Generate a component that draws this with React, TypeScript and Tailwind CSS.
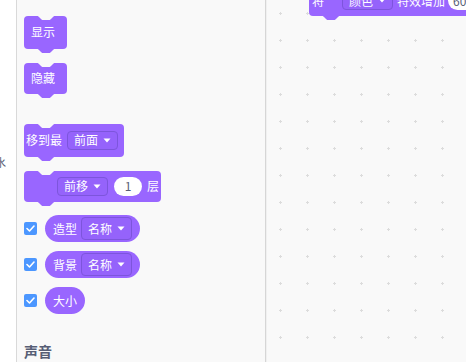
import React from "react";

const font = { fontFamily: '"Noto Sans CJK SC", "Noto Sans", sans-serif' };

function Caret() {
  return (
    <svg width="8" height="5" viewBox="0 0 8 5" className="shrink-0">
      <path d="M0.5 0.5 H7.5 L4 4.5 Z" fill="#fff" />
    </svg>
  );
}

function Notch({ fill, className }: { fill: string; className: string }) {
  return (
    <svg width="18" height="4" viewBox="0 0 18 4" className={className}>
      <path
        d="M0 0 c1 0 1.5 .5 2 1 l2 2 c.5 .5 1 1 2 1 h6 c1 0 1.5 -.5 2 -1 l2 -2 c.5 -.5 1 -1 2 -1 z"
        fill={fill}
      />
    </svg>
  );
}

function Stack({
  children,
  className = "",
  bg = "#f9f9f9",
}: {
  children: React.ReactNode;
  className?: string;
  bg?: string;
}) {
  return (
    <div
      className={`relative flex items-center whitespace-nowrap bg-[#9966ff] rounded-[4px] text-white text-[12px] ${className}`}
    >
      <Notch fill={bg} className="absolute left-[13px] top-0" />
      {children}
      <Notch fill="#9966ff" className="absolute left-[13px] top-full" />
    </div>
  );
}

function Dropdown({ label, h = "h-[19px]" }: { label: string; h?: string }) {
  return (
    <div
      className={`flex shrink-0 items-center gap-[5px] px-[6px] ${h} border border-[#7d55dc] bg-[#9563fb] rounded-[4px]`}
    >
      <span className="leading-none">{label}</span>
      <Caret />
    </div>
  );
}

function Check() {
  return (
    <div className="w-[13px] h-[13px] rounded-[2px] bg-[#4c97ff] flex items-center justify-center">
      <svg width="9" height="7" viewBox="0 0 9 7">
        <path d="M1 3.5 L3.5 6 L8 1" stroke="#fff" strokeWidth="1.6" fill="none" strokeLinecap="round" strokeLinejoin="round" />
      </svg>
    </div>
  );
}

function Reporter({ label, menu }: { label: string; menu?: string }) {
  return (
    <div className="flex items-center gap-[8px]">
      <Check />
      <div className="flex items-center h-[27px] rounded-full bg-[#9966ff] text-white text-[12px] pl-[8px] pr-[8px]">
        <span className="leading-none">{label}</span>
        {menu && (
          <div className="ml-[4px]">
            <Dropdown label={menu} h="h-[23px]" />
          </div>
        )}
      </div>
    </div>
  );
}

export default function App() {
  return (
    <div className="flex w-[466px] h-[362px] overflow-hidden bg-[#f9f9f9]" style={font}>
      {/* category strip */}
      <div className="w-[17px] shrink-0 bg-white border-r border-[#d9d9d9] overflow-hidden">
        <div className="mt-[157px] -ml-[5px] text-[11px] text-[#575e75] leading-none whitespace-nowrap">
          水
        </div>
      </div>

      {/* palette */}
      <div className="w-[249px] shrink-0 border-r border-[#d6d6d6] pl-[7px] pt-[16px] flex flex-col items-start">
        <Stack className="w-[43px] h-[33px] pl-[7px]">显示</Stack>
        <Stack className="w-[43px] h-[32px] pl-[7px] mt-[14px]">隐藏</Stack>
        <Stack className="h-[33px] pl-[2px] pr-[6px] mt-[30px] gap-[5px]">
          <span>移到最</span>
          <Dropdown label="前面" />
        </Stack>
        <Stack className="h-[32px] pl-[33px] pr-[2px] mt-[14px]">
          <Dropdown label="前移" />
          <div className="ml-[6px] w-[28px] h-[19px] rounded-full bg-white text-[#575e75] flex items-center justify-center leading-none">
            1
          </div>
          <span className="ml-[5px]">层</span>
        </Stack>
        <div className="mt-[13px] flex flex-col gap-[9px]">
          <Reporter label="造型" menu="名称" />
          <Reporter label="背景" menu="名称" />
          <Reporter label="大小" />
        </div>
        <div className="mt-[27px] text-[14px] font-bold text-[#575e75]">声音</div>
      </div>

      {/* canvas */}
      <div className="relative flex-1 border-l border-[#f0f0f0] bg-[#f9f9f9] bg-[radial-gradient(circle,#dcdcdc_1px,transparent_1.2px)] bg-[size:27px_27px] bg-[position:0px_0px]">
        <div className="absolute left-[42px] -top-[15px] w-max">
          <Stack className="h-[31px] pl-[3px] pr-[40px]" bg="#f9f9f9">
            <span>将</span>
            <div className="ml-[18px]">
              <Dropdown label="颜色" />
            </div>
            <span className="ml-[4px]">特效增加</span>
            <div className="ml-[3px] w-[32px] h-[19px] rounded-full bg-white text-[#575e75] flex items-center pl-[5px] leading-none">
              60
            </div>
          </Stack>
        </div>
      </div>
    </div>
  );
}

------------------------------

GIVEN PROBLEM - Write out the whole listing exactly, and drop the pictures.

TASK ANSWER -
Generate a component that draws this with React, TypeScript and Tailwind CSS.
import React from "react";

const font = { fontFamily: '"Noto Sans CJK SC", "Noto Sans", sans-serif' };

function Caret() {
  return (
    <svg width="8" height="5" viewBox="0 0 8 5" className="shrink-0">
      <path d="M0.5 0.5 H7.5 L4 4.5 Z" fill="#fff" />
    </svg>
  );
}

function Notch({ fill, className }: { fill: string; className: string }) {
  return (
    <svg width="18" height="4" viewBox="0 0 18 4" className={className}>
      <path
        d="M0 0 c1 0 1.5 .5 2 1 l2 2 c.5 .5 1 1 2 1 h6 c1 0 1.5 -.5 2 -1 l2 -2 c.5 -.5 1 -1 2 -1 z"
        fill={fill}
      />
    </svg>
  );
}

function Stack({
  children,
  className = "",
  bg = "#f9f9f9",
}: {
  children: React.ReactNode;
  className?: string;
  bg?: string;
}) {
  return (
    <div
      className={`relative flex items-center whitespace-nowrap bg-[#9966ff] rounded-[4px] text-white text-[12px] ${className}`}
    >
      <Notch fill={bg} className="absolute left-[13px] top-0" />
      {children}
      <Notch fill="#9966ff" className="absolute left-[13px] top-full" />
    </div>
  );
}

function Dropdown({ label, h = "h-[19px]" }: { label: string; h?: string }) {
  return (
    <div
      className={`flex shrink-0 items-center gap-[5px] px-[6px] ${h} border border-[#7d55dc] bg-[#9563fb] rounded-[4px]`}
    >
      <span className="leading-none">{label}</span>
      <Caret />
    </div>
  );
}

function Check() {
  return (
    <div className="w-[13px] h-[13px] rounded-[2px] bg-[#4c97ff] flex items-center justify-center">
      <svg width="9" height="7" viewBox="0 0 9 7">
        <path d="M1 3.5 L3.5 6 L8 1" stroke="#fff" strokeWidth="1.6" fill="none" strokeLinecap="round" strokeLinejoin="round" />
      </svg>
    </div>
  );
}

function Reporter({ label, menu }: { label: string; menu?: string }) {
  return (
    <div className="flex items-center gap-[8px]">
      <Check />
      <div className="flex items-center h-[27px] rounded-full bg-[#9966ff] text-white text-[12px] pl-[8px] pr-[8px]">
        <span className="leading-none">{label}</span>
        {menu && (
          <div className="ml-[4px]">
            <Dropdown label={menu} h="h-[23px]" />
          </div>
        )}
      </div>
    </div>
  );
}

export default function App() {
  return (
    <div className="flex w-[466px] h-[362px] overflow-hidden bg-[#f9f9f9]" style={font}>
      {/* category strip */}
      <div className="w-[17px] shrink-0 bg-white border-r border-[#d9d9d9] overflow-hidden">
        <div className="mt-[157px] -ml-[5px] text-[11px] text-[#575e75] leading-none whitespace-nowrap">
          水
        </div>
      </div>

      {/* palette */}
      <div className="w-[249px] shrink-0 border-r border-[#d6d6d6] pl-[7px] pt-[16px] flex flex-col items-start">
        <Stack className="w-[43px] h-[33px] pl-[7px]">显示</Stack>
        <Stack className="w-[43px] h-[32px] pl-[7px] mt-[14px]">隐藏</Stack>
        <Stack className="h-[33px] pl-[2px] pr-[6px] mt-[30px] gap-[5px]">
          <span>移到最</span>
          <Dropdown label="前面" />
        </Stack>
        <Stack className="h-[32px] pl-[33px] pr-[2px] mt-[14px]">
          <Dropdown label="前移" />
          <div className="ml-[6px] w-[28px] h-[19px] rounded-full bg-white text-[#575e75] flex items-center justify-center leading-none">
            1
          </div>
          <span className="ml-[5px]">层</span>
        </Stack>
        <div className="mt-[13px] flex flex-col gap-[9px]">
          <Reporter label="造型" menu="名称" />
          <Reporter label="背景" menu="名称" />
          <Reporter label="大小" />
        </div>
        <div className="mt-[27px] text-[14px] font-bold text-[#575e75]">声音</div>
      </div>

      {/* canvas */}
      <div className="relative flex-1 border-l border-[#f0f0f0] bg-[#f9f9f9] bg-[radial-gradient(circle,#dcdcdc_1px,transparent_1.2px)] bg-[size:27px_27px] bg-[position:0px_0px]">
        <div className="absolute left-[42px] -top-[15px] w-max">
          <Stack className="h-[31px] pl-[3px] pr-[40px]" bg="#f9f9f9">
            <span>将</span>
            <div className="ml-[18px]">
              <Dropdown label="颜色" />
            </div>
            <span className="ml-[4px]">特效增加</span>
            <div className="ml-[3px] w-[32px] h-[19px] rounded-full bg-white text-[#575e75] flex items-center pl-[5px] leading-none">
              60
            </div>
          </Stack>
        </div>
      </div>
    </div>
  );
}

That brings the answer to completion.